**Problem to work on:** All entries are to be quoted exactly; the images stay out of the copy.

**Provided data:**
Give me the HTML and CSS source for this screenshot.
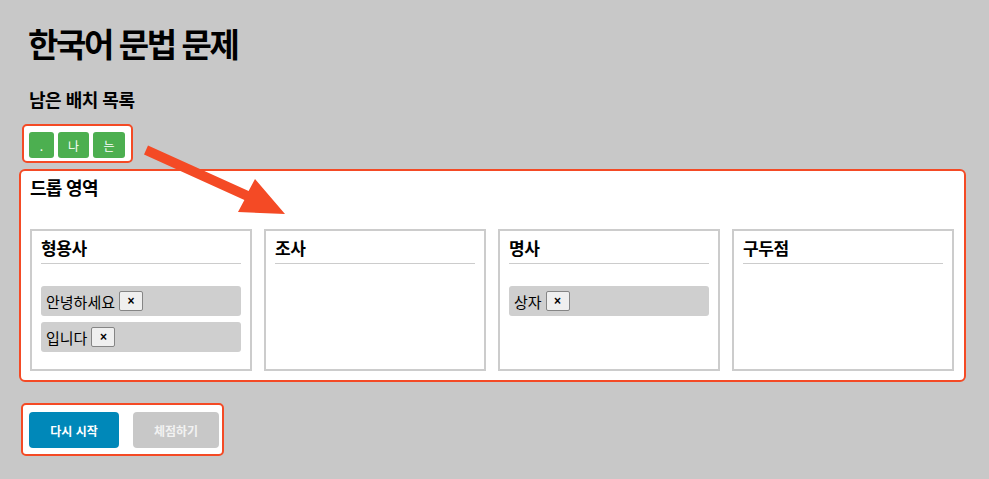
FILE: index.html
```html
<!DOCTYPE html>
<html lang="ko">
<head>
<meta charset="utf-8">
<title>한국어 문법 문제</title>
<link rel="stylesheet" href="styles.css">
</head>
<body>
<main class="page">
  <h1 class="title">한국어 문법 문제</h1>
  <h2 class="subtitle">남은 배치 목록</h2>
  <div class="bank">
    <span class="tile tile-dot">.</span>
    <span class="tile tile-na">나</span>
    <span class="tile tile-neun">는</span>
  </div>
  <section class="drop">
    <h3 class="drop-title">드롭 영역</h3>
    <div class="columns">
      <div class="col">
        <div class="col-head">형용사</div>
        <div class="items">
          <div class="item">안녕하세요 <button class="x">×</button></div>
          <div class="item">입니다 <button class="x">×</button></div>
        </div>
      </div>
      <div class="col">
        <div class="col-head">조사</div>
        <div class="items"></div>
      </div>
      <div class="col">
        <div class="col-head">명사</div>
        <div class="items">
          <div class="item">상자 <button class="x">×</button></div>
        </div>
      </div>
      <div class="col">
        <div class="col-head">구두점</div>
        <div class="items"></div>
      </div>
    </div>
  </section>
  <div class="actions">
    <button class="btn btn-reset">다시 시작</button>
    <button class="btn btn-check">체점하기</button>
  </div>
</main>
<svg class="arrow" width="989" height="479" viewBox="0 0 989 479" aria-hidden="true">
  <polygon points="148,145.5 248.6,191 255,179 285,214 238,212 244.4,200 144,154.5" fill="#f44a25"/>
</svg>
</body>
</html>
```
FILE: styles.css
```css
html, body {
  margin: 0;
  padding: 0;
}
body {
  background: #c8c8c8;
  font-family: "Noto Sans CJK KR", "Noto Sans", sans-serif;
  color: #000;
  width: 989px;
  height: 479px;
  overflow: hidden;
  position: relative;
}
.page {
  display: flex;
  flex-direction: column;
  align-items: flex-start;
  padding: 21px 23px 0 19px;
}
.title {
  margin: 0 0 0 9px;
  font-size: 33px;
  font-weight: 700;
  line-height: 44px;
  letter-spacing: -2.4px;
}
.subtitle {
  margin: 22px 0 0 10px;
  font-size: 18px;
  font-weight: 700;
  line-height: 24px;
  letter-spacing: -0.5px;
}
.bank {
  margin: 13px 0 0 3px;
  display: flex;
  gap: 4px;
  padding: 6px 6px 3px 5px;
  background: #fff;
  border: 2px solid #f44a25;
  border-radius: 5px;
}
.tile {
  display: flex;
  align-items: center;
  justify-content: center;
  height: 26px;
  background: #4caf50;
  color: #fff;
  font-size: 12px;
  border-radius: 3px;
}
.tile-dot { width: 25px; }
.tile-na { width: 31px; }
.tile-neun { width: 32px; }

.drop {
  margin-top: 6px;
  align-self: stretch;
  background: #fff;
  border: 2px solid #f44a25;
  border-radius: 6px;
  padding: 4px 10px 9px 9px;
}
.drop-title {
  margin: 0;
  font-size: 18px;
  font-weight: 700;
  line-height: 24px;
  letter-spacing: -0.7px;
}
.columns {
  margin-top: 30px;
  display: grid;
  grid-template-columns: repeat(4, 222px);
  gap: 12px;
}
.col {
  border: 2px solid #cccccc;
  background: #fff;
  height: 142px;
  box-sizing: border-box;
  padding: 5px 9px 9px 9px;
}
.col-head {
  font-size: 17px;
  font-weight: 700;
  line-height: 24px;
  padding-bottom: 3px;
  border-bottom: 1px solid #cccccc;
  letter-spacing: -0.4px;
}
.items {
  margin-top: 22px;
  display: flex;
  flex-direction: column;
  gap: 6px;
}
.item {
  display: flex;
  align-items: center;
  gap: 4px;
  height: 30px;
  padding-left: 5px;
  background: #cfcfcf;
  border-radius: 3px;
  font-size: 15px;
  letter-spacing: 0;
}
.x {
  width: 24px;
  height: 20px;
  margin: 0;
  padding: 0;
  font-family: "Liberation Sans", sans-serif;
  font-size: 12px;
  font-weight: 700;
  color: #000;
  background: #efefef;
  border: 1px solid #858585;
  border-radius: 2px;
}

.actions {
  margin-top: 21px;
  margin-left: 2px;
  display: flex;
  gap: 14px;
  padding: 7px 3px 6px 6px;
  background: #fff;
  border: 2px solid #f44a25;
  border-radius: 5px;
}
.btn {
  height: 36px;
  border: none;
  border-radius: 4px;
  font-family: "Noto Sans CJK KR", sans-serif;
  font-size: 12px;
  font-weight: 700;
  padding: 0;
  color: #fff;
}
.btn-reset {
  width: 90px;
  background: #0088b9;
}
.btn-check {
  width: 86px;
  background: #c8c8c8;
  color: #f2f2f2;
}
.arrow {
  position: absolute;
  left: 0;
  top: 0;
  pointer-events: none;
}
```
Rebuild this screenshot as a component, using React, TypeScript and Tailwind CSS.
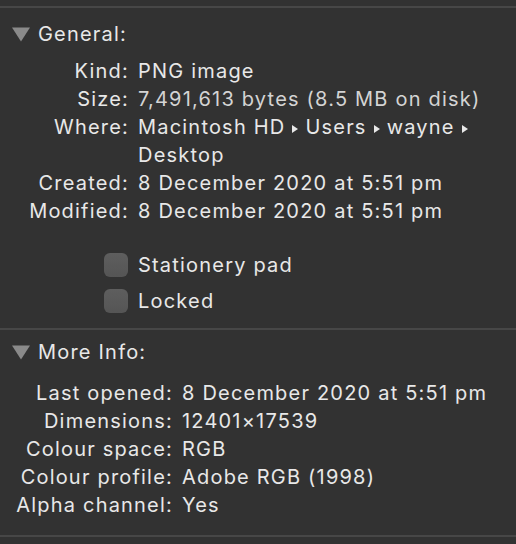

**Written answer:**
Give me the HTML and CSS source for this screenshot.
FILE: index.html
```html
<!DOCTYPE html>
<html lang="ko">
<head>
<meta charset="utf-8">
<title>한국어 문법 문제</title>
<link rel="stylesheet" href="styles.css">
</head>
<body>
<main class="page">
  <h1 class="title">한국어 문법 문제</h1>
  <h2 class="subtitle">남은 배치 목록</h2>
  <div class="bank">
    <span class="tile tile-dot">.</span>
    <span class="tile tile-na">나</span>
    <span class="tile tile-neun">는</span>
  </div>
  <section class="drop">
    <h3 class="drop-title">드롭 영역</h3>
    <div class="columns">
      <div class="col">
        <div class="col-head">형용사</div>
        <div class="items">
          <div class="item">안녕하세요 <button class="x">×</button></div>
          <div class="item">입니다 <button class="x">×</button></div>
        </div>
      </div>
      <div class="col">
        <div class="col-head">조사</div>
        <div class="items"></div>
      </div>
      <div class="col">
        <div class="col-head">명사</div>
        <div class="items">
          <div class="item">상자 <button class="x">×</button></div>
        </div>
      </div>
      <div class="col">
        <div class="col-head">구두점</div>
        <div class="items"></div>
      </div>
    </div>
  </section>
  <div class="actions">
    <button class="btn btn-reset">다시 시작</button>
    <button class="btn btn-check">체점하기</button>
  </div>
</main>
<svg class="arrow" width="989" height="479" viewBox="0 0 989 479" aria-hidden="true">
  <polygon points="148,145.5 248.6,191 255,179 285,214 238,212 244.4,200 144,154.5" fill="#f44a25"/>
</svg>
</body>
</html>
```
FILE: styles.css
```css
html, body {
  margin: 0;
  padding: 0;
}
body {
  background: #c8c8c8;
  font-family: "Noto Sans CJK KR", "Noto Sans", sans-serif;
  color: #000;
  width: 989px;
  height: 479px;
  overflow: hidden;
  position: relative;
}
.page {
  display: flex;
  flex-direction: column;
  align-items: flex-start;
  padding: 21px 23px 0 19px;
}
.title {
  margin: 0 0 0 9px;
  font-size: 33px;
  font-weight: 700;
  line-height: 44px;
  letter-spacing: -2.4px;
}
.subtitle {
  margin: 22px 0 0 10px;
  font-size: 18px;
  font-weight: 700;
  line-height: 24px;
  letter-spacing: -0.5px;
}
.bank {
  margin: 13px 0 0 3px;
  display: flex;
  gap: 4px;
  padding: 6px 6px 3px 5px;
  background: #fff;
  border: 2px solid #f44a25;
  border-radius: 5px;
}
.tile {
  display: flex;
  align-items: center;
  justify-content: center;
  height: 26px;
  background: #4caf50;
  color: #fff;
  font-size: 12px;
  border-radius: 3px;
}
.tile-dot { width: 25px; }
.tile-na { width: 31px; }
.tile-neun { width: 32px; }

.drop {
  margin-top: 6px;
  align-self: stretch;
  background: #fff;
  border: 2px solid #f44a25;
  border-radius: 6px;
  padding: 4px 10px 9px 9px;
}
.drop-title {
  margin: 0;
  font-size: 18px;
  font-weight: 700;
  line-height: 24px;
  letter-spacing: -0.7px;
}
.columns {
  margin-top: 30px;
  display: grid;
  grid-template-columns: repeat(4, 222px);
  gap: 12px;
}
.col {
  border: 2px solid #cccccc;
  background: #fff;
  height: 142px;
  box-sizing: border-box;
  padding: 5px 9px 9px 9px;
}
.col-head {
  font-size: 17px;
  font-weight: 700;
  line-height: 24px;
  padding-bottom: 3px;
  border-bottom: 1px solid #cccccc;
  letter-spacing: -0.4px;
}
.items {
  margin-top: 22px;
  display: flex;
  flex-direction: column;
  gap: 6px;
}
.item {
  display: flex;
  align-items: center;
  gap: 4px;
  height: 30px;
  padding-left: 5px;
  background: #cfcfcf;
  border-radius: 3px;
  font-size: 15px;
  letter-spacing: 0;
}
.x {
  width: 24px;
  height: 20px;
  margin: 0;
  padding: 0;
  font-family: "Liberation Sans", sans-serif;
  font-size: 12px;
  font-weight: 700;
  color: #000;
  background: #efefef;
  border: 1px solid #858585;
  border-radius: 2px;
}

.actions {
  margin-top: 21px;
  margin-left: 2px;
  display: flex;
  gap: 14px;
  padding: 7px 3px 6px 6px;
  background: #fff;
  border: 2px solid #f44a25;
  border-radius: 5px;
}
.btn {
  height: 36px;
  border: none;
  border-radius: 4px;
  font-family: "Noto Sans CJK KR", sans-serif;
  font-size: 12px;
  font-weight: 700;
  padding: 0;
  color: #fff;
}
.btn-reset {
  width: 90px;
  background: #0088b9;
}
.btn-check {
  width: 86px;
  background: #c8c8c8;
  color: #f2f2f2;
}
.arrow {
  position: absolute;
  left: 0;
  top: 0;
  pointer-events: none;
}
```
Rebuild this screenshot as a component, using React, TypeScript and Tailwind CSS.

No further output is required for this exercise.